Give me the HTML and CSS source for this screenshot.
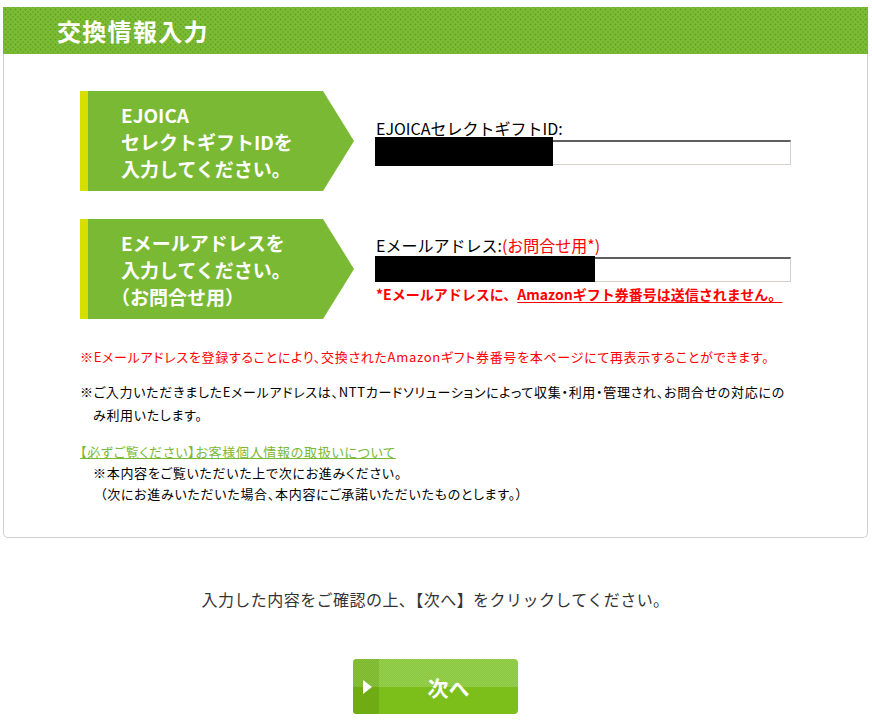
FILE: index.html
```html
<!DOCTYPE html>
<html lang="ja">
<head>
<meta charset="utf-8">
<title>交換情報入力</title>
<link rel="stylesheet" href="styles.css">
</head>
<body>
<div class="page">
  <h1 class="panel-title">交換情報入力</h1>
  <div class="panel-body">
    <div class="field-row">
      <div class="tag"><p class="tag-text">EJOICA<br>セレクトギフトIDを<br>入力してください。</p></div>
      <div class="field">
        <label class="field-label">EJOICAセレクトギフトID:</label>
        <div class="input-wrap">
          <input class="text-input" type="text">
          <div class="redact redact-id"></div>
        </div>
      </div>
    </div>
    <div class="field-row">
      <div class="tag"><p class="tag-text">Eメールアドレスを<br>入力してください。<br><span class="paren">（お問合せ用）</span></p></div>
      <div class="field">
        <label class="field-label">Eメールアドレス:<span class="req">(お問合せ用*)</span></label>
        <div class="input-wrap">
          <input class="text-input" type="text">
          <div class="redact redact-mail"></div>
        </div>
        <p class="field-note">*Eメールアドレスに、<u>Amazonギフト券番号は送信されません。</u></p>
      </div>
    </div>
    <div class="notes">
      <p class="note-red">※Eメールアドレスを登録することにより、交換されたAmazonギフト券番号を本ページにて再表示することができます。</p>
      <p class="note-black">※ご入力いただきましたEメールアドレスは、NTTカードソリューションによって収集・利用・管理され、お問合せの対応にの<br>み利用いたします。</p>
      <div class="privacy">
        <a class="privacy-link" href="#">【必ずご覧ください】お客様個人情報の取扱いについて</a>
        <p class="privacy-line">※本内容をご覧いただいた上で次にお進みください。</p>
        <p class="privacy-line privacy-line-paren">（次にお進みいただいた場合、本内容にご承諾いただいたものとします。）</p>
      </div>
    </div>
  </div>
  <p class="confirm">入力した内容をご確認の上、【次へ】をクリックしてください。</p>
  <a class="next-btn" href="#"><span class="next-arrow"><span class="tri"></span></span><span class="next-label">次へ</span></a>
</div>
</body>
</html>
```
FILE: styles.css
```css
body {
  margin: 0;
  background: #fff;
  font-family: "Noto Sans CJK JP", "Noto Sans", sans-serif;
  color: #000;
}
.page {
  width: 865px;
  margin-left: 3px;
  padding-top: 7px;
}
.panel-title {
  margin: 0;
  height: 47px;
  box-sizing: border-box;
  padding-left: 54px;
  font-size: 24px;
  line-height: 47px;
  font-weight: bold;
  letter-spacing: 1.3px;
  color: #fff;
  background-color: #7fbf34;
  background-image:
    radial-gradient(circle, #66a32a 0.9px, transparent 1.3px),
    radial-gradient(circle, #66a32a 0.9px, transparent 1.3px);
  background-size: 5px 5px;
  background-position: 0 0, 2.5px 2.5px;
}
.panel-body {
  border: 1px solid #cfcfcf;
  border-top: none;
  border-radius: 0 0 5px 5px;
  padding: 37px 0 33px 76px;
}
.field-row {
  display: flex;
  align-items: center;
  margin-bottom: 28px;
}
.tag {
  width: 274px;
  height: 100px;
  flex: none;
  display: flex;
  align-items: center;
  background: linear-gradient(to right, #d6df00 8px, #79b933 8px);
  clip-path: polygon(0 0, 243px 0, 274px 50%, 243px 100%, 0 100%);
}
.tag-text {
  margin: 0;
  padding-left: 41px;
  color: #fff;
  font-size: 19px;
  line-height: 27px;
  font-weight: bold;
}
.paren {
  margin-left: -10px;
}
.field {
  margin-left: 22px;
  width: 415px;
}
.field-label {
  display: block;
  font-size: 16px;
  line-height: 20px;
  margin-bottom: 2px;
}
.req {
  color: #f00;
}
.input-wrap {
  position: relative;
  height: 25px;
}
.text-input {
  display: block;
  width: 100%;
  height: 25px;
  box-sizing: border-box;
  margin: 0;
  border-top: 2px solid #5f5f5f;
  border-left: 2px solid #5f5f5f;
  border-right: 1px solid #d4d0c8;
  border-bottom: 1px solid #d4d0c8;
  background: #fff;
}
.redact {
  position: absolute;
  left: -1px;
  top: -3px;
  height: 29px;
  background: #000;
}
.redact-id { width: 178px; }
.redact-mail { width: 220px; top: -1px; height: 26px; }
.field-note {
  margin: 3px 0 0;
  font-size: 14px;
  line-height: 18px;
  font-weight: bold;
  color: #f00;
}
.field-note u {
  text-decoration-thickness: 1px;
  text-underline-offset: 2px;
}
.notes {
  font-size: 13px;
  font-feature-settings: "palt";
  letter-spacing: 0.7px;
}
.note-red {
  margin: 0;
  color: #f00;
  line-height: 20px;
}
.note-black {
  margin: 13px 0 0;
  line-height: 23px;
  padding-left: 13px;
  text-indent: -13px;
  white-space: nowrap;
}
.privacy {
  margin-top: 15px;
  line-height: 21px;
}
.privacy-link {
  display: block;
  color: #7ab933;
  text-decoration: underline;
}
.privacy-line {
  margin: 0;
  padding-left: 13px;
}
.privacy-line-paren {
  padding-left: 20px;
}
.confirm {
  margin: 49px 0 0;
  text-align: center;
  font-size: 16px;
  line-height: 24px;
  letter-spacing: 0.45px;
  color: #333;
}
.next-btn {
  display: flex;
  width: 165px;
  height: 55px;
  margin: 48px auto 0;
  border-radius: 4px;
  overflow: hidden;
  text-decoration: none;
  background:
    linear-gradient(#7cbe1a, #7cbe1a) 0 100% / 100% 50% no-repeat,
    repeating-conic-gradient(#8ac73c 0 25%, #97cf50 0 50%) 0 0 / 2px 2px;
}
.next-arrow {
  width: 26px;
  flex: none;
  display: flex;
  align-items: center;
  padding-left: 10px;
  box-sizing: border-box;
  background:
    linear-gradient(#6fab12, #6fab12) 0 100% / 100% 50% no-repeat,
    repeating-conic-gradient(#7cb82e 0 25%, #88c03e 0 50%) 0 0 / 2px 2px;
}
.tri {
  width: 0;
  height: 0;
  border-top: 7.5px solid transparent;
  border-bottom: 7.5px solid transparent;
  border-left: 9px solid #fff;
}
.next-label {
  flex: 1;
  display: flex;
  align-items: center;
  justify-content: center;
  color: #fff;
  font-size: 21px;
  font-weight: bold;
}
```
★ ★ ★ ★ ★ ★ ★
*Exercise description*
Return each line exactly as written. Any picture gets left out.

*Full solution*
Give me the HTML and CSS source for this screenshot.
FILE: index.html
```html
<!DOCTYPE html>
<html lang="ja">
<head>
<meta charset="utf-8">
<title>交換情報入力</title>
<link rel="stylesheet" href="styles.css">
</head>
<body>
<div class="page">
  <h1 class="panel-title">交換情報入力</h1>
  <div class="panel-body">
    <div class="field-row">
      <div class="tag"><p class="tag-text">EJOICA<br>セレクトギフトIDを<br>入力してください。</p></div>
      <div class="field">
        <label class="field-label">EJOICAセレクトギフトID:</label>
        <div class="input-wrap">
          <input class="text-input" type="text">
          <div class="redact redact-id"></div>
        </div>
      </div>
    </div>
    <div class="field-row">
      <div class="tag"><p class="tag-text">Eメールアドレスを<br>入力してください。<br><span class="paren">（お問合せ用）</span></p></div>
      <div class="field">
        <label class="field-label">Eメールアドレス:<span class="req">(お問合せ用*)</span></label>
        <div class="input-wrap">
          <input class="text-input" type="text">
          <div class="redact redact-mail"></div>
        </div>
        <p class="field-note">*Eメールアドレスに、<u>Amazonギフト券番号は送信されません。</u></p>
      </div>
    </div>
    <div class="notes">
      <p class="note-red">※Eメールアドレスを登録することにより、交換されたAmazonギフト券番号を本ページにて再表示することができます。</p>
      <p class="note-black">※ご入力いただきましたEメールアドレスは、NTTカードソリューションによって収集・利用・管理され、お問合せの対応にの<br>み利用いたします。</p>
      <div class="privacy">
        <a class="privacy-link" href="#">【必ずご覧ください】お客様個人情報の取扱いについて</a>
        <p class="privacy-line">※本内容をご覧いただいた上で次にお進みください。</p>
        <p class="privacy-line privacy-line-paren">（次にお進みいただいた場合、本内容にご承諾いただいたものとします。）</p>
      </div>
    </div>
  </div>
  <p class="confirm">入力した内容をご確認の上、【次へ】をクリックしてください。</p>
  <a class="next-btn" href="#"><span class="next-arrow"><span class="tri"></span></span><span class="next-label">次へ</span></a>
</div>
</body>
</html>
```
FILE: styles.css
```css
body {
  margin: 0;
  background: #fff;
  font-family: "Noto Sans CJK JP", "Noto Sans", sans-serif;
  color: #000;
}
.page {
  width: 865px;
  margin-left: 3px;
  padding-top: 7px;
}
.panel-title {
  margin: 0;
  height: 47px;
  box-sizing: border-box;
  padding-left: 54px;
  font-size: 24px;
  line-height: 47px;
  font-weight: bold;
  letter-spacing: 1.3px;
  color: #fff;
  background-color: #7fbf34;
  background-image:
    radial-gradient(circle, #66a32a 0.9px, transparent 1.3px),
    radial-gradient(circle, #66a32a 0.9px, transparent 1.3px);
  background-size: 5px 5px;
  background-position: 0 0, 2.5px 2.5px;
}
.panel-body {
  border: 1px solid #cfcfcf;
  border-top: none;
  border-radius: 0 0 5px 5px;
  padding: 37px 0 33px 76px;
}
.field-row {
  display: flex;
  align-items: center;
  margin-bottom: 28px;
}
.tag {
  width: 274px;
  height: 100px;
  flex: none;
  display: flex;
  align-items: center;
  background: linear-gradient(to right, #d6df00 8px, #79b933 8px);
  clip-path: polygon(0 0, 243px 0, 274px 50%, 243px 100%, 0 100%);
}
.tag-text {
  margin: 0;
  padding-left: 41px;
  color: #fff;
  font-size: 19px;
  line-height: 27px;
  font-weight: bold;
}
.paren {
  margin-left: -10px;
}
.field {
  margin-left: 22px;
  width: 415px;
}
.field-label {
  display: block;
  font-size: 16px;
  line-height: 20px;
  margin-bottom: 2px;
}
.req {
  color: #f00;
}
.input-wrap {
  position: relative;
  height: 25px;
}
.text-input {
  display: block;
  width: 100%;
  height: 25px;
  box-sizing: border-box;
  margin: 0;
  border-top: 2px solid #5f5f5f;
  border-left: 2px solid #5f5f5f;
  border-right: 1px solid #d4d0c8;
  border-bottom: 1px solid #d4d0c8;
  background: #fff;
}
.redact {
  position: absolute;
  left: -1px;
  top: -3px;
  height: 29px;
  background: #000;
}
.redact-id { width: 178px; }
.redact-mail { width: 220px; top: -1px; height: 26px; }
.field-note {
  margin: 3px 0 0;
  font-size: 14px;
  line-height: 18px;
  font-weight: bold;
  color: #f00;
}
.field-note u {
  text-decoration-thickness: 1px;
  text-underline-offset: 2px;
}
.notes {
  font-size: 13px;
  font-feature-settings: "palt";
  letter-spacing: 0.7px;
}
.note-red {
  margin: 0;
  color: #f00;
  line-height: 20px;
}
.note-black {
  margin: 13px 0 0;
  line-height: 23px;
  padding-left: 13px;
  text-indent: -13px;
  white-space: nowrap;
}
.privacy {
  margin-top: 15px;
  line-height: 21px;
}
.privacy-link {
  display: block;
  color: #7ab933;
  text-decoration: underline;
}
.privacy-line {
  margin: 0;
  padding-left: 13px;
}
.privacy-line-paren {
  padding-left: 20px;
}
.confirm {
  margin: 49px 0 0;
  text-align: center;
  font-size: 16px;
  line-height: 24px;
  letter-spacing: 0.45px;
  color: #333;
}
.next-btn {
  display: flex;
  width: 165px;
  height: 55px;
  margin: 48px auto 0;
  border-radius: 4px;
  overflow: hidden;
  text-decoration: none;
  background:
    linear-gradient(#7cbe1a, #7cbe1a) 0 100% / 100% 50% no-repeat,
    repeating-conic-gradient(#8ac73c 0 25%, #97cf50 0 50%) 0 0 / 2px 2px;
}
.next-arrow {
  width: 26px;
  flex: none;
  display: flex;
  align-items: center;
  padding-left: 10px;
  box-sizing: border-box;
  background:
    linear-gradient(#6fab12, #6fab12) 0 100% / 100% 50% no-repeat,
    repeating-conic-gradient(#7cb82e 0 25%, #88c03e 0 50%) 0 0 / 2px 2px;
}
.tri {
  width: 0;
  height: 0;
  border-top: 7.5px solid transparent;
  border-bottom: 7.5px solid transparent;
  border-left: 9px solid #fff;
}
.next-label {
  flex: 1;
  display: flex;
  align-items: center;
  justify-content: center;
  color: #fff;
  font-size: 21px;
  font-weight: bold;
}
```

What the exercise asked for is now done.